— start of Data extract —
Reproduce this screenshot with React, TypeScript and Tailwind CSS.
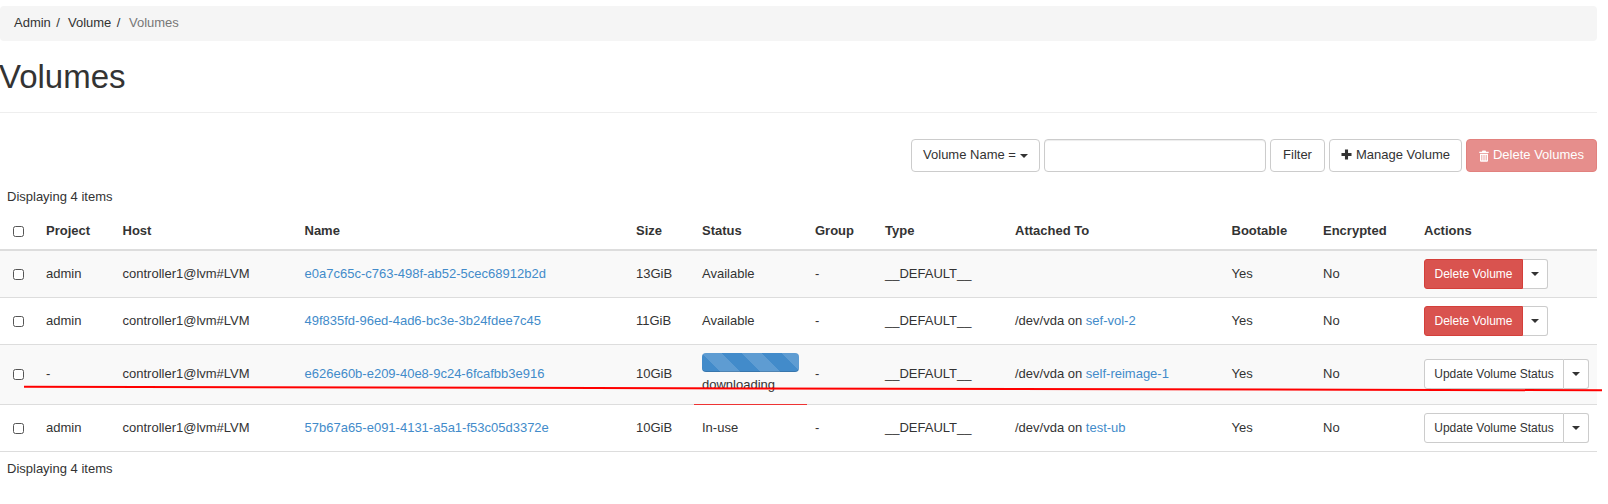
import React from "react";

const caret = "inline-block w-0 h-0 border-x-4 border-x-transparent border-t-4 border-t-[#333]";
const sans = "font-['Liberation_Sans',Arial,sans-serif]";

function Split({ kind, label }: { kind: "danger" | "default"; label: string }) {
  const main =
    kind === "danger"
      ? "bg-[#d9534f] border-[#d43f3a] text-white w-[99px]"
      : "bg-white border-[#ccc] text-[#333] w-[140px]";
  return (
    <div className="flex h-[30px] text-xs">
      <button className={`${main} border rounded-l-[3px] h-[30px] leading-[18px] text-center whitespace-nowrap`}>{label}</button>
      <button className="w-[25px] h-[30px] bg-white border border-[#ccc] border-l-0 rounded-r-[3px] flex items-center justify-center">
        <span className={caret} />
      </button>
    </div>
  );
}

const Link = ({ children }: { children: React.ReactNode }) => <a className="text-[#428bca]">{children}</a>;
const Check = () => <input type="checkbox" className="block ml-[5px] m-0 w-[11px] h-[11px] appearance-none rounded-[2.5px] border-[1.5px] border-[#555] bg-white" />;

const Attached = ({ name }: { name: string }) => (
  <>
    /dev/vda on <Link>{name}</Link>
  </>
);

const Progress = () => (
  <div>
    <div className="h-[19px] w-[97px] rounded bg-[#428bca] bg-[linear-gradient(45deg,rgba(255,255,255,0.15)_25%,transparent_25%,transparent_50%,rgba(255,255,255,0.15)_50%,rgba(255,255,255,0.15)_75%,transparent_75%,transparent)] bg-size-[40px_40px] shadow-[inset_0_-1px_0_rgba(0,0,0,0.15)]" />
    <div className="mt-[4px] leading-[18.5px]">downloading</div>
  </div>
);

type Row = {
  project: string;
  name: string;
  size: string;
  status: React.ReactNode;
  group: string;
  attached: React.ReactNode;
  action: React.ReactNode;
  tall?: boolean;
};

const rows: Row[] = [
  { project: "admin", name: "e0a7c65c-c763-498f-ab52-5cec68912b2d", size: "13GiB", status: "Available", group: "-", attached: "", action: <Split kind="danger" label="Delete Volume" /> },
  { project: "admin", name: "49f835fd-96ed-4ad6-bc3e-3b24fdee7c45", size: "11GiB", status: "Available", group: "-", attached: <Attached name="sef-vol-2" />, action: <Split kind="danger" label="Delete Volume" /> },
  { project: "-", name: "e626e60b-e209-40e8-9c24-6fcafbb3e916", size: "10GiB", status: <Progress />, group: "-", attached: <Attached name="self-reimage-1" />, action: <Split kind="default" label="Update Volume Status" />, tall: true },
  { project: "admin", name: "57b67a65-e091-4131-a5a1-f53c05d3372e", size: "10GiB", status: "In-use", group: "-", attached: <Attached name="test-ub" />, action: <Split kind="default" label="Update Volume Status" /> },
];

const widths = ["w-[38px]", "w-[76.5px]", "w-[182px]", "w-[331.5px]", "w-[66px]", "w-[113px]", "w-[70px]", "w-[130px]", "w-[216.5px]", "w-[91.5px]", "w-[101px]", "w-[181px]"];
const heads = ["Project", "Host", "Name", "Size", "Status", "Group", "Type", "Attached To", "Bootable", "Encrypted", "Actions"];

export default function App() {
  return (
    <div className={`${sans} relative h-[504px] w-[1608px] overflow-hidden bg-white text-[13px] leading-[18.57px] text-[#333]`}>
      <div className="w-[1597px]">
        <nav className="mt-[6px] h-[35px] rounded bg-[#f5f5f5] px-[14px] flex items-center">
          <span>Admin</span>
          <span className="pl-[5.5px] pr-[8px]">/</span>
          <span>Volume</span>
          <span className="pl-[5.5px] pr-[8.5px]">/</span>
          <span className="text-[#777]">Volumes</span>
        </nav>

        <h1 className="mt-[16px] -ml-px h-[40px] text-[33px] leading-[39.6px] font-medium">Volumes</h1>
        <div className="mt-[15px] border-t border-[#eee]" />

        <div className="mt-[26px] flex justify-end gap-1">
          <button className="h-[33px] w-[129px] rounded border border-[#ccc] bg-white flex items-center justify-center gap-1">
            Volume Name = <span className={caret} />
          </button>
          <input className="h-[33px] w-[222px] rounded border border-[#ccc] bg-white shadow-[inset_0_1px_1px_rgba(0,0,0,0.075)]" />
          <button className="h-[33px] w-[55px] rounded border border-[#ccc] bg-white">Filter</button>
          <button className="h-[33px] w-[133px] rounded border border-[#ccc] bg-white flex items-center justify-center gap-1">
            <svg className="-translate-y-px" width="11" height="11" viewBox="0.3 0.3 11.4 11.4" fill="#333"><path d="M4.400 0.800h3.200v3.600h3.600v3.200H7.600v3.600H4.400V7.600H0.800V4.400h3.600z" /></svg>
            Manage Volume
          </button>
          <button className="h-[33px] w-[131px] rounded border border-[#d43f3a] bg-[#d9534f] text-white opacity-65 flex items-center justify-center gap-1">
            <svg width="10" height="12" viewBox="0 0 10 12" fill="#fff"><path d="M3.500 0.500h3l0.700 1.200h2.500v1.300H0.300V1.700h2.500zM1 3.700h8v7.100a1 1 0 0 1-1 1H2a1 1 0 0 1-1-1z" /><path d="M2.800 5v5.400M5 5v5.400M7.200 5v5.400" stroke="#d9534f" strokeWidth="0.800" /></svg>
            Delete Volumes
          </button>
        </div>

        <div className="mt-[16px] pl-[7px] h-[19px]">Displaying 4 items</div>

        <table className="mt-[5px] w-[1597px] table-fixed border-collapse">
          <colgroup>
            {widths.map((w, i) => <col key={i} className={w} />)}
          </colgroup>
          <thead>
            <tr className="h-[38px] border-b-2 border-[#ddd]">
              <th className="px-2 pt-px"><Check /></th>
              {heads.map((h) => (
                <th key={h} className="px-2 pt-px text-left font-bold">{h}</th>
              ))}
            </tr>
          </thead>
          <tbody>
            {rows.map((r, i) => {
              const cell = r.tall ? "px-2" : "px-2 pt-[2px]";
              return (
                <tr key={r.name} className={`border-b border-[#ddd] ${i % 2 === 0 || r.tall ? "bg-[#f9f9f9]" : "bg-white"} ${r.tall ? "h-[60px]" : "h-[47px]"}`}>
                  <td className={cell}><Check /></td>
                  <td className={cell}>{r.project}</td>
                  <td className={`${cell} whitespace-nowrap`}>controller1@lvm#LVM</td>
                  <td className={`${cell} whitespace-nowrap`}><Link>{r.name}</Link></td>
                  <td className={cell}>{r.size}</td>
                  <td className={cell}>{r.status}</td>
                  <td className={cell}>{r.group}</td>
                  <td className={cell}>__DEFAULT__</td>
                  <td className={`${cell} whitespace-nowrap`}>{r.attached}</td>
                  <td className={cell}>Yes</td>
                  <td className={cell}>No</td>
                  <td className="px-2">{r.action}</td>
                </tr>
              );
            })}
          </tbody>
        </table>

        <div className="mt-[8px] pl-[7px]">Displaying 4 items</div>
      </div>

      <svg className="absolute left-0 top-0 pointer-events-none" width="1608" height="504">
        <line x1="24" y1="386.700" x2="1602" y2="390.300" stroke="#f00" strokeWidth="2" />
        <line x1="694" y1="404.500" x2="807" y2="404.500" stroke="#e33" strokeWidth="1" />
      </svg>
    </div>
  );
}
— end of Data extract —
Make an exact copy of the data, leaving its pictures out.

> **Worked solution**
Reproduce this screenshot with React, TypeScript and Tailwind CSS.
import React from "react";

const caret = "inline-block w-0 h-0 border-x-4 border-x-transparent border-t-4 border-t-[#333]";
const sans = "font-['Liberation_Sans',Arial,sans-serif]";

function Split({ kind, label }: { kind: "danger" | "default"; label: string }) {
  const main =
    kind === "danger"
      ? "bg-[#d9534f] border-[#d43f3a] text-white w-[99px]"
      : "bg-white border-[#ccc] text-[#333] w-[140px]";
  return (
    <div className="flex h-[30px] text-xs">
      <button className={`${main} border rounded-l-[3px] h-[30px] leading-[18px] text-center whitespace-nowrap`}>{label}</button>
      <button className="w-[25px] h-[30px] bg-white border border-[#ccc] border-l-0 rounded-r-[3px] flex items-center justify-center">
        <span className={caret} />
      </button>
    </div>
  );
}

const Link = ({ children }: { children: React.ReactNode }) => <a className="text-[#428bca]">{children}</a>;
const Check = () => <input type="checkbox" className="block ml-[5px] m-0 w-[11px] h-[11px] appearance-none rounded-[2.5px] border-[1.5px] border-[#555] bg-white" />;

const Attached = ({ name }: { name: string }) => (
  <>
    /dev/vda on <Link>{name}</Link>
  </>
);

const Progress = () => (
  <div>
    <div className="h-[19px] w-[97px] rounded bg-[#428bca] bg-[linear-gradient(45deg,rgba(255,255,255,0.15)_25%,transparent_25%,transparent_50%,rgba(255,255,255,0.15)_50%,rgba(255,255,255,0.15)_75%,transparent_75%,transparent)] bg-size-[40px_40px] shadow-[inset_0_-1px_0_rgba(0,0,0,0.15)]" />
    <div className="mt-[4px] leading-[18.5px]">downloading</div>
  </div>
);

type Row = {
  project: string;
  name: string;
  size: string;
  status: React.ReactNode;
  group: string;
  attached: React.ReactNode;
  action: React.ReactNode;
  tall?: boolean;
};

const rows: Row[] = [
  { project: "admin", name: "e0a7c65c-c763-498f-ab52-5cec68912b2d", size: "13GiB", status: "Available", group: "-", attached: "", action: <Split kind="danger" label="Delete Volume" /> },
  { project: "admin", name: "49f835fd-96ed-4ad6-bc3e-3b24fdee7c45", size: "11GiB", status: "Available", group: "-", attached: <Attached name="sef-vol-2" />, action: <Split kind="danger" label="Delete Volume" /> },
  { project: "-", name: "e626e60b-e209-40e8-9c24-6fcafbb3e916", size: "10GiB", status: <Progress />, group: "-", attached: <Attached name="self-reimage-1" />, action: <Split kind="default" label="Update Volume Status" />, tall: true },
  { project: "admin", name: "57b67a65-e091-4131-a5a1-f53c05d3372e", size: "10GiB", status: "In-use", group: "-", attached: <Attached name="test-ub" />, action: <Split kind="default" label="Update Volume Status" /> },
];

const widths = ["w-[38px]", "w-[76.5px]", "w-[182px]", "w-[331.5px]", "w-[66px]", "w-[113px]", "w-[70px]", "w-[130px]", "w-[216.5px]", "w-[91.5px]", "w-[101px]", "w-[181px]"];
const heads = ["Project", "Host", "Name", "Size", "Status", "Group", "Type", "Attached To", "Bootable", "Encrypted", "Actions"];

export default function App() {
  return (
    <div className={`${sans} relative h-[504px] w-[1608px] overflow-hidden bg-white text-[13px] leading-[18.57px] text-[#333]`}>
      <div className="w-[1597px]">
        <nav className="mt-[6px] h-[35px] rounded bg-[#f5f5f5] px-[14px] flex items-center">
          <span>Admin</span>
          <span className="pl-[5.5px] pr-[8px]">/</span>
          <span>Volume</span>
          <span className="pl-[5.5px] pr-[8.5px]">/</span>
          <span className="text-[#777]">Volumes</span>
        </nav>

        <h1 className="mt-[16px] -ml-px h-[40px] text-[33px] leading-[39.6px] font-medium">Volumes</h1>
        <div className="mt-[15px] border-t border-[#eee]" />

        <div className="mt-[26px] flex justify-end gap-1">
          <button className="h-[33px] w-[129px] rounded border border-[#ccc] bg-white flex items-center justify-center gap-1">
            Volume Name = <span className={caret} />
          </button>
          <input className="h-[33px] w-[222px] rounded border border-[#ccc] bg-white shadow-[inset_0_1px_1px_rgba(0,0,0,0.075)]" />
          <button className="h-[33px] w-[55px] rounded border border-[#ccc] bg-white">Filter</button>
          <button className="h-[33px] w-[133px] rounded border border-[#ccc] bg-white flex items-center justify-center gap-1">
            <svg className="-translate-y-px" width="11" height="11" viewBox="0.3 0.3 11.4 11.4" fill="#333"><path d="M4.400 0.800h3.200v3.600h3.600v3.200H7.600v3.600H4.400V7.600H0.800V4.400h3.600z" /></svg>
            Manage Volume
          </button>
          <button className="h-[33px] w-[131px] rounded border border-[#d43f3a] bg-[#d9534f] text-white opacity-65 flex items-center justify-center gap-1">
            <svg width="10" height="12" viewBox="0 0 10 12" fill="#fff"><path d="M3.500 0.500h3l0.700 1.200h2.500v1.300H0.300V1.700h2.500zM1 3.700h8v7.100a1 1 0 0 1-1 1H2a1 1 0 0 1-1-1z" /><path d="M2.800 5v5.400M5 5v5.400M7.200 5v5.400" stroke="#d9534f" strokeWidth="0.800" /></svg>
            Delete Volumes
          </button>
        </div>

        <div className="mt-[16px] pl-[7px] h-[19px]">Displaying 4 items</div>

        <table className="mt-[5px] w-[1597px] table-fixed border-collapse">
          <colgroup>
            {widths.map((w, i) => <col key={i} className={w} />)}
          </colgroup>
          <thead>
            <tr className="h-[38px] border-b-2 border-[#ddd]">
              <th className="px-2 pt-px"><Check /></th>
              {heads.map((h) => (
                <th key={h} className="px-2 pt-px text-left font-bold">{h}</th>
              ))}
            </tr>
          </thead>
          <tbody>
            {rows.map((r, i) => {
              const cell = r.tall ? "px-2" : "px-2 pt-[2px]";
              return (
                <tr key={r.name} className={`border-b border-[#ddd] ${i % 2 === 0 || r.tall ? "bg-[#f9f9f9]" : "bg-white"} ${r.tall ? "h-[60px]" : "h-[47px]"}`}>
                  <td className={cell}><Check /></td>
                  <td className={cell}>{r.project}</td>
                  <td className={`${cell} whitespace-nowrap`}>controller1@lvm#LVM</td>
                  <td className={`${cell} whitespace-nowrap`}><Link>{r.name}</Link></td>
                  <td className={cell}>{r.size}</td>
                  <td className={cell}>{r.status}</td>
                  <td className={cell}>{r.group}</td>
                  <td className={cell}>__DEFAULT__</td>
                  <td className={`${cell} whitespace-nowrap`}>{r.attached}</td>
                  <td className={cell}>Yes</td>
                  <td className={cell}>No</td>
                  <td className="px-2">{r.action}</td>
                </tr>
              );
            })}
          </tbody>
        </table>

        <div className="mt-[8px] pl-[7px]">Displaying 4 items</div>
      </div>

      <svg className="absolute left-0 top-0 pointer-events-none" width="1608" height="504">
        <line x1="24" y1="386.700" x2="1602" y2="390.300" stroke="#f00" strokeWidth="2" />
        <line x1="694" y1="404.500" x2="807" y2="404.500" stroke="#e33" strokeWidth="1" />
      </svg>
    </div>
  );
}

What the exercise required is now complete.